Pancho & Lefty

Pancho & Lefty

The story goes that Willie Nelson and Merle Haggard were making an album in Nelson’s home studio outside Austin, Texas, when Nelson got a call from his daughter Lana. She told him he really needed to hear this song called “Pancho & Lefty,” by a somewhat obscure Austin writer named Townes Van Zandt. Nelson obliged, and found the story of a complex friendship between two elusive men so fitting to him and Haggard, that he walked outside to the bus where Haggard was sleeping, and told him to get up so they could sing it. Haggard’s response: It’s a good song—but it can wait until morning. But the band’s already in the studio, Nelson said. They’re rehearsing. In the finished track, you can hear the hard-bitten machismo that fueled the cowboy myth, as well as a tenderness—between two men, no less—that felt both reflective and unresolved. The singers had always been foils for each other, at least when it came to temperament: Haggard was flippant when he wasn’t being deeply, sometimes melodramatically sincere, while Nelson tended to be mellower but also more averse to conflict. Nelson was the lover; Haggard, the fighter. But they were both heading toward their fifties, with plenty of life experience behind them.
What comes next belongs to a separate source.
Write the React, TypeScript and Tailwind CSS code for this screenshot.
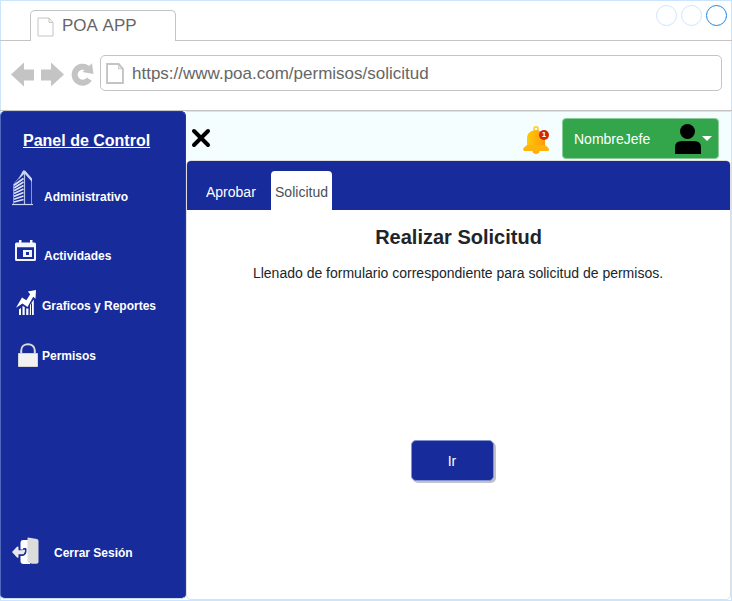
import type { ReactNode } from 'react';

function PageIcon({ className, stroke }: { className: string; stroke: number }) {
  return (
    <svg className={className} viewBox="0 0 17 20" fill="none" stroke="#c4c4c4" strokeWidth={stroke} preserveAspectRatio="none">
      <path d="M1 1H12L16 5.5V19H1Z" />
      <path d="M12 1V5.5H16" strokeWidth="1" />
    </svg>
  );
}

function BuildingIcon() {
  return (
    <svg width="22" height="36" viewBox="0 0 22 36" fill="none">
      <path d="M0 34.5H21" stroke="#ced6f5" strokeWidth="1.2" />
      <path d="M1.5 34V14.5L12.5 1L19.5 9.5V34" stroke="#8896d4" strokeWidth="1" />
      <path d="M12.5 1V34" stroke="#b5bfe8" strokeWidth="1.2" />
      <path d="M11 .5H13L20 8.5V12L12.5 3.5L6 10Z" fill="#ced6f5" />
      <path
        d="M2 15.2L11.5 8.5M2 18L11.5 12M2 20.8L11.5 15.5M2 23.6L11.5 19M2 26.4L11.5 22.5M2 29.2L11.5 26M2 32L11.5 29.5"
        stroke="#dce2fa"
        strokeWidth="1.7"
      />
    </svg>
  );
}

function CalendarIcon() {
  return (
    <svg width="21" height="21" viewBox="0 0 21 21" fill="#f2f4ff">
      <path d="M4 0H6.5V2.5H15V0H17.5V2.5H19.5Q21 2.5 21 4V19.5Q21 21 19.5 21H1.5Q0 21 0 19.5V4Q0 2.5 1.5 2.5H4ZM2 7.2V19H19V7.2Z" fillRule="evenodd" />
      <path d="M8 10H17V17H8ZM11 12V15H14V12Z" fillRule="evenodd" />
    </svg>
  );
}

function ChartIcon() {
  return (
    <svg width="20" height="25" viewBox="0 0 20 25" fill="#fff">
      <path d="M0 17.8L6 7.5L10.3 10.2L14.2 4.2L11.8 1.5L20 0L19.5 8.8L17.2 6.7L11.5 17L6.5 13.5Z" />
      <path d="M3 19.5L5 18V25H3ZM6.5 16L8.7 17V25H6.5ZM10.2 18.5L12.4 18.5V25H10.2ZM14 15L17.8 9.5V25H16V13L15 14V25H13.8Z" />
    </svg>
  );
}

function LockIcon() {
  return (
    <svg width="20" height="24" viewBox="0 0 20 24">
      <path d="M3.2 11V7.5C3.2 -1 16.8 -1 16.8 7.5V11" fill="none" stroke="#dadada" strokeWidth="2" />
      <path d="M.5 10.5H19.5V23.5H.5Z" fill="#f2f2f2" stroke="#d5d5d5" />
    </svg>
  );
}

function LogoutIcon() {
  return (
    <svg width="27" height="28" viewBox="0 0 27 28">
      <path d="M11 3H18V27H11.5Q8.5 27 8.5 24V6Q8.5 3 11 3Z" fill="#fff" />
      <path d="M6 13H11.5V11.5H14V14Q14 18.5 10 18.5H6Z" fill="#182b9b" stroke="#182b9b" strokeWidth="1" />
      <path d="M0 15L5 9.8Q6.5 8.8 6.5 10.5V13.2H10Q11.3 13.2 11.3 12.8H13V14.5Q12.5 17.2 10 17.2H6.5V20Q6.3 21.5 5 20.4Z" fill="#e8e8e8" />
      <path d="M16 .5L25 2Q26.5 2.3 26.5 4V25Q26.5 26.8 24.5 26.8H20L16 25.5Q15.5 25.3 15.5 24V2Q15.3 .5 16 .5Z" fill="#dcdcdc" />
    </svg>
  );
}

function BellIcon() {
  return (
    <svg width="27" height="28" viewBox="0 0 27 28">
      <defs>
        <linearGradient id="bell" x1="0" x2="1">
          <stop offset="0" stopColor="#ffca08" />
          <stop offset="1" stopColor="#ff9a08" />
        </linearGradient>
      </defs>
      <circle cx="13" cy="2.8" r="2.1" fill="none" stroke="#ffc61a" strokeWidth="1.4" />
      <circle cx="13" cy="24.3" r="3.6" fill="#ffad08" />
      <path d="M4 20V12C4 1.5 22 1.5 22 12V20Z" fill="url(#bell)" />
      <path d="M4 19H22L25.5 22Q27 25 24.5 25H1.5Q-.5 24.5 .5 22Z" fill="#ffb30c" />
    </svg>
  );
}

function MenuItem({ icon, label, className }: { icon: ReactNode; label: string; className: string }) {
  return (
    <a className={`flex text-[12px] font-bold leading-[14px] ${className}`}>
      {icon}
      <span className="whitespace-nowrap">{label}</span>
    </a>
  );
}

function Sidebar() {
  return (
    <nav className="flex h-[488px] w-[186px] shrink-0 flex-col rounded-[5px] border border-[#5268bc] border-b-[#cfdcf5] border-r-[#24389f] border-t-[#24389f] bg-[#182b9b] text-white">
      <h2 className="mt-[19px] h-[20px] pl-[22px] text-[16px] font-bold leading-[20px] underline">Panel de Control</h2>
      <MenuItem icon={<BuildingIcon />} label="Administrativo" className="mt-[19px] h-[36px] items-end gap-[10px] pl-[11px] [&>span]:mb-[2px]" />
      <MenuItem icon={<CalendarIcon />} label="Actividades" className="mt-[34px] h-[22px] items-start gap-[8px] pl-[14px] [&>span]:mt-[9px]" />
      <MenuItem icon={<ChartIcon />} label="Graficos y Reportes" className="mt-[28px] h-[25px] items-start gap-[6px] pl-[15px] [&>span]:mt-[9px]" />
      <MenuItem icon={<LockIcon />} label="Permisos" className="mt-[28px] h-[24px] items-start gap-[4px] pl-[17px] [&>span]:mt-[6px]" />
      <MenuItem icon={<LogoutIcon />} label="Cerrar Sesión" className="mb-[33px] mt-auto h-[28px] items-start gap-[15px] pl-[11px] [&>span]:mt-[9px]" />
    </nav>
  );
}

function BrowserChrome() {
  return (
    <header className="-mx-px -mt-px h-[111px] shrink-0 border-b border-[#c4c4c4] text-[17px] text-[#666]">
      <div className="flex h-[41px] items-end">
        <div className="h-full w-[30px] border-b border-[#c4c4c4]" />
        <div className="flex h-[31px] w-[146px] items-center rounded-t-[5px] border border-b-0 border-[#c4c4c4] pl-[6px]">
          <PageIcon className="mt-[2px] h-[20px] w-[17px]" stroke={1} />
          <span className="ml-[8px] [font-kerning:none]">POA APP</span>
        </div>
        <div className="flex h-full flex-1 justify-end gap-[4px] border-b border-[#c4c4c4] pr-[5px] pt-[5px]">
          <i className="size-[21px] rounded-full border border-[#cce5ff]" />
          <i className="size-[21px] rounded-full border border-[#cce5ff]" />
          <i className="size-[21px] rounded-full border border-[#1489ee]" />
        </div>
      </div>
      <div className="flex h-[50px] items-end pl-[11px]">
        <svg className="mb-[3px] shrink-0" width="84" height="26" viewBox="0 0 84 26" fill="#c4c4c4">
          <path d="M0 12.5L13 .5V7.5H23V18.5H13V24.5ZM53 12.5L40 .5V7.5H30V18.5H40V24.5Z" />
          <path d="M78.3 17.1A8 8 0 1 1 76.5 6.3" fill="none" stroke="#c4c4c4" strokeWidth="6" />
          <path d="M81 1.3L82.5 12L71.5 10Z" />
        </svg>
        <div className="ml-[5px] flex h-[36px] w-[622px] items-center rounded-[5px] border border-[#c4c4c4] pl-[5px]">
          <PageIcon className="h-[21px] w-[18px]" stroke={1.8} />
          <span className="ml-[8px] mt-[2px]">https://www.poa.com/permisos/solicitud</span>
        </div>
      </div>
    </header>
  );
}

function TopBar() {
  return (
    <div className="flex h-[49px] border-t border-[#cce5ff] bg-[#f5feff]">
      <svg className="ml-[5px] mt-[16px]" width="20" height="20" viewBox="0 0 20 20">
        <path d="M3 3L17 17M17 3L3 17" stroke="#000" strokeWidth="4" strokeLinecap="round" />
      </svg>
      <div className="relative ml-auto mt-[14px] h-[28px] w-[27px]">
        <BellIcon />
        <span className="absolute left-[16px] top-[4px] flex size-[10px] items-center justify-center rounded-full bg-[#cd2908] text-[8px] font-bold leading-none text-white">1</span>
      </div>
      <button className="ml-[12px] mr-[12px] mt-[6px] flex h-[41px] w-[157px] items-center rounded-[4px] border border-[#8acb99] bg-[#33a64c] pl-[11px] text-[14px] text-white">
        <span className="mt-[2px]">NombreJefe</span>
        <svg className="ml-auto mr-[6px] mt-px" width="38" height="30" viewBox="0 0 38 30">
          <circle cx="13.5" cy="7.5" r="7.5" fill="#000" />
          <path d="M1 30V23Q1 17 8 17H20Q27 17 27 23V30Z" fill="#000" />
          <path d="M28 12H38L33 17Z" fill="#fff" />
        </svg>
      </button>
    </div>
  );
}

export default function App() {
  return (
    <div className="flex h-[601px] w-[732px] flex-col border-b border-t border-[#cce5ff] bg-white font-['Liberation_Sans',Arial,sans-serif]">
      <div className="flex min-h-0 flex-1 flex-col border-l border-r border-[#cce5ff]">
        <BrowserChrome />
        <div className="-ml-px flex h-[489px]">
          <Sidebar />
          <main className="flex min-w-0 flex-1 flex-col">
            <TopBar />
            <section className="flex flex-1 flex-col items-center rounded-[5px] border border-[#dfdfdf] text-[#212529]">
              <div className="flex h-[49px] w-full items-end rounded-t-[4px] bg-[#182b9b] text-[14px] text-white">
                <a className="flex h-[39px] w-[84px] items-center pl-[19px] pt-[3px]">Aprobar</a>
                <a className="flex h-[39px] w-[61px] items-center justify-center rounded-t-[4px] bg-white pt-[3px] text-[#495057]">Solicitud</a>
              </div>
              <h1 className="mt-[15px] text-[20px] font-bold leading-[24px]">Realizar Solicitud</h1>
              <p className="mr-px mt-[14px] text-[14px] leading-[20px]">Llenado de formulario correspondiente para solicitud de permisos.</p>
              <button className="mr-[13px] mt-[157px] h-[41px] w-[83px] rounded-[5px] border border-[#8291cf] bg-[#182b9b] pt-px text-[14px] text-white shadow-[2px_2px_0_#c2c2ca]">Ir</button>
            </section>
          </main>
        </div>
      </div>
    </div>
  );
}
As a result, the 1983 album Pancho & Lefty—produced with some airy touches by Chips Moman, during what were effectively the same sessions as Nelson’s Always on My Mind—is partly a look at what it might feel like to be an American man firmly in middle age. Throughout the album, the duo are cranky but responsible (“Reasons to Quit” is followed by “No Reason to Quit”), entitled to the point of self-pity (“All the Soft Places to Fall,” “Opportunity to Cry”), and sentimental without giving in to the false sense of wisdom, or sense of conclusion, that might’ve seduced them in the past (“Pancho and Lefty”). Calling this album a bromance is too flip, while describing it as a buddy comedy would be too disrespectful, given the album’s mystery. It’s simply the sound of two men singing as friends, with all the complexity the word ultimately implies.